* _EXERCISE DESCRIPTION_
Pictures aside, quote the whole listing exactly.

* _DATA SEGMENT_
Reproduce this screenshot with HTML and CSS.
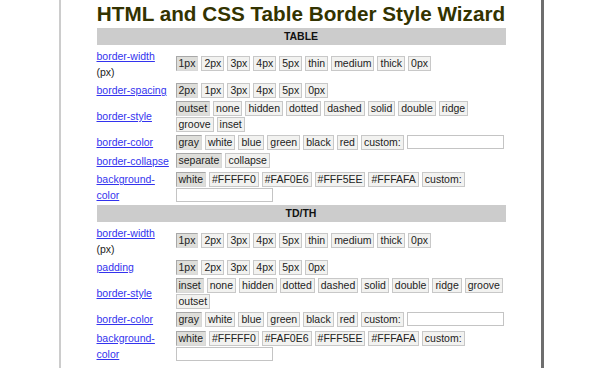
FILE: index.html
```html
<!DOCTYPE html>
<html>
<head>
<meta charset="utf-8">
<link rel="stylesheet" href="styles.css">
</head>
<body>
<div class="page">
  <h1 class="title">HTML and CSS Table Border Style Wizard</h1>
  <table class="wizard">
    <tr><th colspan="2" class="section">TABLE</th></tr>
    <tr>
      <td class="label"><a href="#">border-width</a><br>(px)</td>
      <td class="opts"><div class="set"><span class="btn sel">1px</span><span class="btn">2px</span><span class="btn">3px</span><span class="btn">4px</span><span class="btn">5px</span><span class="btn">thin</span><span class="btn">medium</span><span class="btn">thick</span><span class="btn">0px</span></div></td>
    </tr>
    <tr>
      <td class="label"><a href="#">border-spacing</a></td>
      <td class="opts"><div class="set"><span class="btn sel">2px</span><span class="btn">1px</span><span class="btn">3px</span><span class="btn">4px</span><span class="btn">5px</span><span class="btn">0px</span></div></td>
    </tr>
    <tr>
      <td class="label"><a href="#">border-style</a></td>
      <td class="opts"><div class="set"><span class="btn sel">outset</span><span class="btn">none</span><span class="btn">hidden</span><span class="btn">dotted</span><span class="btn">dashed</span><span class="btn">solid</span><span class="btn">double</span><span class="btn">ridge</span><span class="btn">groove</span><span class="btn">inset</span></div></td>
    </tr>
    <tr>
      <td class="label"><a href="#">border-color</a></td>
      <td class="opts"><div class="set"><span class="btn sel">gray</span><span class="btn">white</span><span class="btn">blue</span><span class="btn">green</span><span class="btn">black</span><span class="btn">red</span><span class="btn">custom:</span><input class="field" type="text"></div></td>
    </tr>
    <tr>
      <td class="label"><a href="#">border-collapse</a></td>
      <td class="opts"><div class="set"><span class="btn sel">separate</span><span class="btn">collapse</span></div></td>
    </tr>
    <tr>
      <td class="label"><a href="#">background-color</a></td>
      <td class="opts"><div class="set"><span class="btn sel">white</span><span class="btn">#FFFFF0</span><span class="btn">#FAF0E6</span><span class="btn">#FFF5EE</span><span class="btn">#FFFAFA</span><span class="btn">custom:</span><input class="field" type="text"></div></td>
    </tr>
    <tr><th colspan="2" class="section">TD/TH</th></tr>
    <tr>
      <td class="label"><a href="#">border-width</a><br>(px)</td>
      <td class="opts"><div class="set"><span class="btn sel">1px</span><span class="btn">2px</span><span class="btn">3px</span><span class="btn">4px</span><span class="btn">5px</span><span class="btn">thin</span><span class="btn">medium</span><span class="btn">thick</span><span class="btn">0px</span></div></td>
    </tr>
    <tr>
      <td class="label"><a href="#">padding</a></td>
      <td class="opts"><div class="set"><span class="btn sel">1px</span><span class="btn">2px</span><span class="btn">3px</span><span class="btn">4px</span><span class="btn">5px</span><span class="btn">0px</span></div></td>
    </tr>
    <tr>
      <td class="label"><a href="#">border-style</a></td>
      <td class="opts"><div class="set"><span class="btn sel">inset</span><span class="btn">none</span><span class="btn">hidden</span><span class="btn">dotted</span><span class="btn">dashed</span><span class="btn">solid</span><span class="btn">double</span><span class="btn">ridge</span><span class="btn">groove</span><span class="btn">outset</span></div></td>
    </tr>
    <tr>
      <td class="label"><a href="#">border-color</a></td>
      <td class="opts"><div class="set"><span class="btn sel">gray</span><span class="btn">white</span><span class="btn">blue</span><span class="btn">green</span><span class="btn">black</span><span class="btn">red</span><span class="btn">custom:</span><input class="field" type="text"></div></td>
    </tr>
    <tr>
      <td class="label"><a href="#">background-color</a></td>
      <td class="opts"><div class="set"><span class="btn sel">white</span><span class="btn">#FFFFF0</span><span class="btn">#FAF0E6</span><span class="btn">#FFF5EE</span><span class="btn">#FFFAFA</span><span class="btn">custom:</span><input class="field" type="text"></div></td>
    </tr>
  </table>
</div>
</body>
</html>
```

FILE: styles.css
```css
html, body {
  margin: 0;
  padding: 0;
  background: #ffffff;
}
body {
  font-family: "Liberation Sans", Arial, sans-serif;
  font-size: 10.5px;
  color: #222222;
}
.page {
  box-sizing: border-box;
  width: 485px;
  height: 368px;
  overflow: hidden;
  margin-left: 59px;
  border-left: 2px solid #cccccc;
  border-right: 3px solid #6e6e6e;
  background: #ffffff;
}
.title {
  margin: 0;
  padding-top: 1px;
  height: 25px;
  line-height: 26px;
  font-size: 20.7px;
  font-weight: bold;
  text-align: center;
  color: #333300;
}
.wizard {
  width: 409px;
  margin: 0 auto;
  border-collapse: separate;
  border-spacing: 0 2px;
}
.section {
  height: 17px;
  padding: 0;
  background: #cccccc;
  font-size: 10.5px;
  font-weight: bold;
  color: #111111;
  text-align: center;
  line-height: 17px;
}
.label {
  width: 75px;
  padding: 0.5px 4px 0 0;
  line-height: 16px;
  vertical-align: middle;
}
.label a {
  color: #3333ee;
  text-decoration: underline;
}
.opts {
  padding: 0.5px 0 0 0;
  vertical-align: middle;
}
.set {
  display: flex;
  flex-wrap: wrap;
  align-items: center;
  column-gap: 3px;
  row-gap: 1px;
}
.btn {
  box-sizing: border-box;
  height: 15px;
  line-height: 13px;
  padding: 0 2px;
  border: 1px solid #c8c8c8;
  background: #f2f2f0;
  color: #222222;
  white-space: nowrap;
}
.btn.sel {
  background: #dededa;
  border-color: #a8a8a8 #d8d8d8 #d8d8d8 #a8a8a8;
}
.field {
  box-sizing: border-box;
  width: 97px;
  height: 14px;
  margin: 0;
  padding: 0 2px;
  border: 1px solid #c4c4c4;
  background: #ffffff;
  font-family: inherit;
  font-size: 10.5px;
}
```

* _EXERCISE RESULT_
Reproduce this screenshot with HTML and CSS.
FILE: index.html
```html
<!DOCTYPE html>
<html>
<head>
<meta charset="utf-8">
<link rel="stylesheet" href="styles.css">
</head>
<body>
<div class="page">
  <h1 class="title">HTML and CSS Table Border Style Wizard</h1>
  <table class="wizard">
    <tr><th colspan="2" class="section">TABLE</th></tr>
    <tr>
      <td class="label"><a href="#">border-width</a><br>(px)</td>
      <td class="opts"><div class="set"><span class="btn sel">1px</span><span class="btn">2px</span><span class="btn">3px</span><span class="btn">4px</span><span class="btn">5px</span><span class="btn">thin</span><span class="btn">medium</span><span class="btn">thick</span><span class="btn">0px</span></div></td>
    </tr>
    <tr>
      <td class="label"><a href="#">border-spacing</a></td>
      <td class="opts"><div class="set"><span class="btn sel">2px</span><span class="btn">1px</span><span class="btn">3px</span><span class="btn">4px</span><span class="btn">5px</span><span class="btn">0px</span></div></td>
    </tr>
    <tr>
      <td class="label"><a href="#">border-style</a></td>
      <td class="opts"><div class="set"><span class="btn sel">outset</span><span class="btn">none</span><span class="btn">hidden</span><span class="btn">dotted</span><span class="btn">dashed</span><span class="btn">solid</span><span class="btn">double</span><span class="btn">ridge</span><span class="btn">groove</span><span class="btn">inset</span></div></td>
    </tr>
    <tr>
      <td class="label"><a href="#">border-color</a></td>
      <td class="opts"><div class="set"><span class="btn sel">gray</span><span class="btn">white</span><span class="btn">blue</span><span class="btn">green</span><span class="btn">black</span><span class="btn">red</span><span class="btn">custom:</span><input class="field" type="text"></div></td>
    </tr>
    <tr>
      <td class="label"><a href="#">border-collapse</a></td>
      <td class="opts"><div class="set"><span class="btn sel">separate</span><span class="btn">collapse</span></div></td>
    </tr>
    <tr>
      <td class="label"><a href="#">background-color</a></td>
      <td class="opts"><div class="set"><span class="btn sel">white</span><span class="btn">#FFFFF0</span><span class="btn">#FAF0E6</span><span class="btn">#FFF5EE</span><span class="btn">#FFFAFA</span><span class="btn">custom:</span><input class="field" type="text"></div></td>
    </tr>
    <tr><th colspan="2" class="section">TD/TH</th></tr>
    <tr>
      <td class="label"><a href="#">border-width</a><br>(px)</td>
      <td class="opts"><div class="set"><span class="btn sel">1px</span><span class="btn">2px</span><span class="btn">3px</span><span class="btn">4px</span><span class="btn">5px</span><span class="btn">thin</span><span class="btn">medium</span><span class="btn">thick</span><span class="btn">0px</span></div></td>
    </tr>
    <tr>
      <td class="label"><a href="#">padding</a></td>
      <td class="opts"><div class="set"><span class="btn sel">1px</span><span class="btn">2px</span><span class="btn">3px</span><span class="btn">4px</span><span class="btn">5px</span><span class="btn">0px</span></div></td>
    </tr>
    <tr>
      <td class="label"><a href="#">border-style</a></td>
      <td class="opts"><div class="set"><span class="btn sel">inset</span><span class="btn">none</span><span class="btn">hidden</span><span class="btn">dotted</span><span class="btn">dashed</span><span class="btn">solid</span><span class="btn">double</span><span class="btn">ridge</span><span class="btn">groove</span><span class="btn">outset</span></div></td>
    </tr>
    <tr>
      <td class="label"><a href="#">border-color</a></td>
      <td class="opts"><div class="set"><span class="btn sel">gray</span><span class="btn">white</span><span class="btn">blue</span><span class="btn">green</span><span class="btn">black</span><span class="btn">red</span><span class="btn">custom:</span><input class="field" type="text"></div></td>
    </tr>
    <tr>
      <td class="label"><a href="#">background-color</a></td>
      <td class="opts"><div class="set"><span class="btn sel">white</span><span class="btn">#FFFFF0</span><span class="btn">#FAF0E6</span><span class="btn">#FFF5EE</span><span class="btn">#FFFAFA</span><span class="btn">custom:</span><input class="field" type="text"></div></td>
    </tr>
  </table>
</div>
</body>
</html>
```

FILE: styles.css
```css
html, body {
  margin: 0;
  padding: 0;
  background: #ffffff;
}
body {
  font-family: "Liberation Sans", Arial, sans-serif;
  font-size: 10.5px;
  color: #222222;
}
.page {
  box-sizing: border-box;
  width: 485px;
  height: 368px;
  overflow: hidden;
  margin-left: 59px;
  border-left: 2px solid #cccccc;
  border-right: 3px solid #6e6e6e;
  background: #ffffff;
}
.title {
  margin: 0;
  padding-top: 1px;
  height: 25px;
  line-height: 26px;
  font-size: 20.7px;
  font-weight: bold;
  text-align: center;
  color: #333300;
}
.wizard {
  width: 409px;
  margin: 0 auto;
  border-collapse: separate;
  border-spacing: 0 2px;
}
.section {
  height: 17px;
  padding: 0;
  background: #cccccc;
  font-size: 10.5px;
  font-weight: bold;
  color: #111111;
  text-align: center;
  line-height: 17px;
}
.label {
  width: 75px;
  padding: 0.5px 4px 0 0;
  line-height: 16px;
  vertical-align: middle;
}
.label a {
  color: #3333ee;
  text-decoration: underline;
}
.opts {
  padding: 0.5px 0 0 0;
  vertical-align: middle;
}
.set {
  display: flex;
  flex-wrap: wrap;
  align-items: center;
  column-gap: 3px;
  row-gap: 1px;
}
.btn {
  box-sizing: border-box;
  height: 15px;
  line-height: 13px;
  padding: 0 2px;
  border: 1px solid #c8c8c8;
  background: #f2f2f0;
  color: #222222;
  white-space: nowrap;
}
.btn.sel {
  background: #dededa;
  border-color: #a8a8a8 #d8d8d8 #d8d8d8 #a8a8a8;
}
.field {
  box-sizing: border-box;
  width: 97px;
  height: 14px;
  margin: 0;
  padding: 0 2px;
  border: 1px solid #c4c4c4;
  background: #ffffff;
  font-family: inherit;
  font-size: 10.5px;
}
```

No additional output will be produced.